The Dutch have a rich history of success being ripped from their grasp but good fortune shone as brightly on them as the Fortaleza sun, bringing an equalizer two minutes from time and then getting a stoppage-time penalty that sealed a 2-1 triumph.
They, more than most, will be able to sympathize with the plight of the vanquished Mexicans after three times finishing World Cup runners-up and ending up on the wrong side of two other memorable match-ups.
All three of their final defeats have been narrow. The Dutch scored first with an penalty against hosts West Germany in 1974 but lost 2-1 and were beaten 3-1 after extra time by home side Argentina in the deciding game four years later.

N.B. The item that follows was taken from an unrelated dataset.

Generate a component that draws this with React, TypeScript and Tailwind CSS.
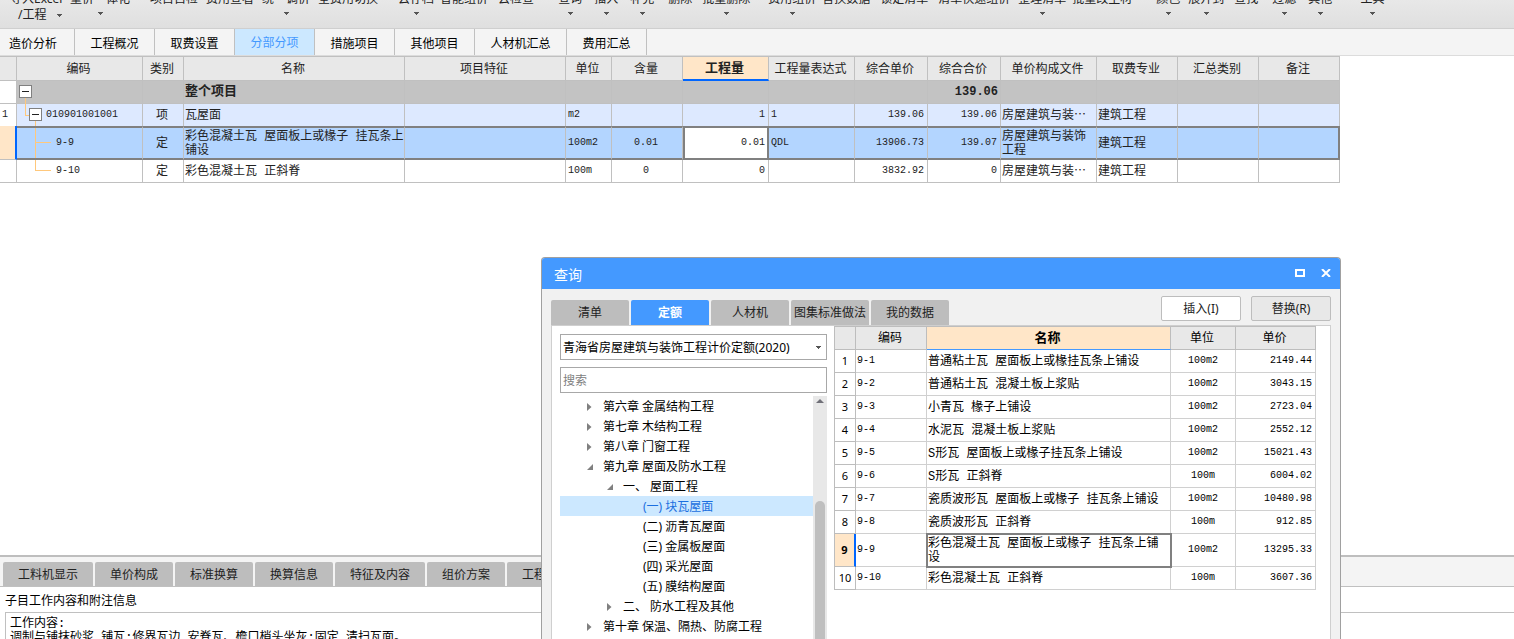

But they were the width of the woodwork away from glory with the scores level at 1-1 in the last minutes of injury time when Rob Rensenbrink hit the upright in Buenos Aires.
Four years ago in Johannesburg, as the Dutch hoped it would be a case of ‘third time lucky’ in the final, Arjen Robben was away on goal with just the Spanish goalkeeper to beat but his shot was turned wide by Iker Casillas’s outstretched leg.
Spain went on to win 1-0 in extra time.
In 1994 the Dutch and Brazil went toe to toe in a classic quarter-final with Brazil 2-0 before the Netherlands clawed their way back, only to be beaten by a controversial free kick in the closing stages hit home by Branco.
Brazil eliminated them again four years on in France as heart-break returned at the semi-final stage and they lost on penalties.
In Germany in 2006 all their World Cup ghosts came back to haunt the Dutch in an infamous last-16 battle with Portugal in the in which nine-man Netherlands lost by a lone goal.
Sunday's result in Fortaleza, the Dutch will be hoping, could mark a turning-point when the rub of the green now has a distinct orange tinge.